See generally Larson's Workers' Compensation Law, § 84.04.
KS: Going and Coming Rule No Bar to Recovery Where Employee Received Per Diem for Transportation Expenses and Was Responsible for Transporting His Crew to the Job Site
The Court of Appeals of Kansas recently held that the state's Workers Compensation Board correctly determined that an employee's injury suffered while he was on his way home from a temporary work location arose out of his employment and was not barred by the going and coming rule since the employee was reimbursed for mileage, he was responsible for transporting his crew to and from the job site, he would not have been hired if he did not have the capability to drive and transport his crew, and he received a per diem reimbursement.
See Craig v. Val Energy, Inc., 2012 Kan. App. LEXIS 20 (Mar. 16, 2012).
See generally Larson's Workers' Compensation Law, § 14.07, 15.05.
US: SCOTUS Says Longshore Worker's Benefits Are To Be Computed When Worker First Becomes Disabled
Affirming a decision of the 9th Circuit Court of Appeals, the Supreme Court of the United States recently held that for purposes of the LHWCA, an employee is "newly awarded compensation" when he or she first becomes disabled and entitled to the disability benefits, regardless of when the compensation order was issued. The employee was disabled for a period between 2002 and 2005, but his claim was not adjudicated until 2007. He contended that the national average wage when his claim was first adjudicated in 2007 should be used, rather than the national average wage from 2002 when he was injured, since he was not "awarded compensation in a formal order" until 2007. The Supreme Court disagreed.
See Roberts v.
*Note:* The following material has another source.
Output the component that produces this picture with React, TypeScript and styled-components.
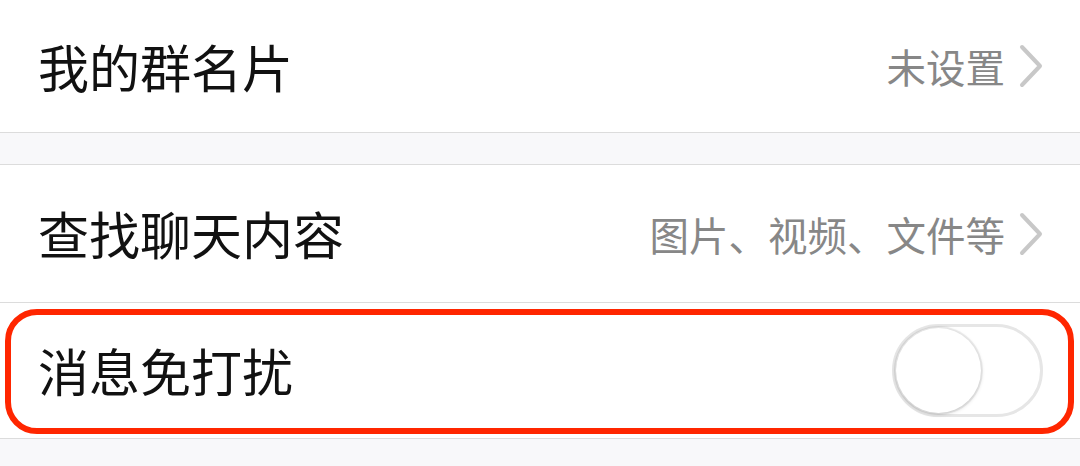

Sea-Land Servs., Inc., 2012 U.S. LEXIS 2318 (Mar. 2, 2012).
See generally Larson's Workers' Compensation Law, § 93.01.
IN: Restaurant Worker's Tort Action Against Employer For Off-the-Clock Fall In Employer's Eating Area Prior to Employee Meeting Is Barred By Exclusive Remedy Defense
An Indiana appellate court recently affirmed the dismissal of a civil action filed by a restaurant employee against her employer for injuries she sustained when she tripped and fell in the employer's outdoor eating area after she had eaten a meal while waiting to attend an employee meeting. The employee had arrived at 3:45 p.m. for the 5:00 p.m. meeting, purchased her food and ate it in the outdoor eating area. She was injured as she attempted to throw her garbage in a designated container. The appellate court agreed that the civil action was barred by the exclusive remedy provisions of the state Workers' Compensation Act, that there was a clear connection between the employer's interest in improving the business by holding employee meetings and the employee's presence on the premises as an employee waiting for the meeting to begin, placed jurisdiction of her claim for compensation for injuries sustained while on those premises squarely within the Act.
See Curry v. D.A.L.L. Anointed, Inc., 2012 Ind. App. LEXIS 88 (Mar. 8, 2012).
See generally Larson's Workers' Compensation Law, §§ 21.06, 100.01.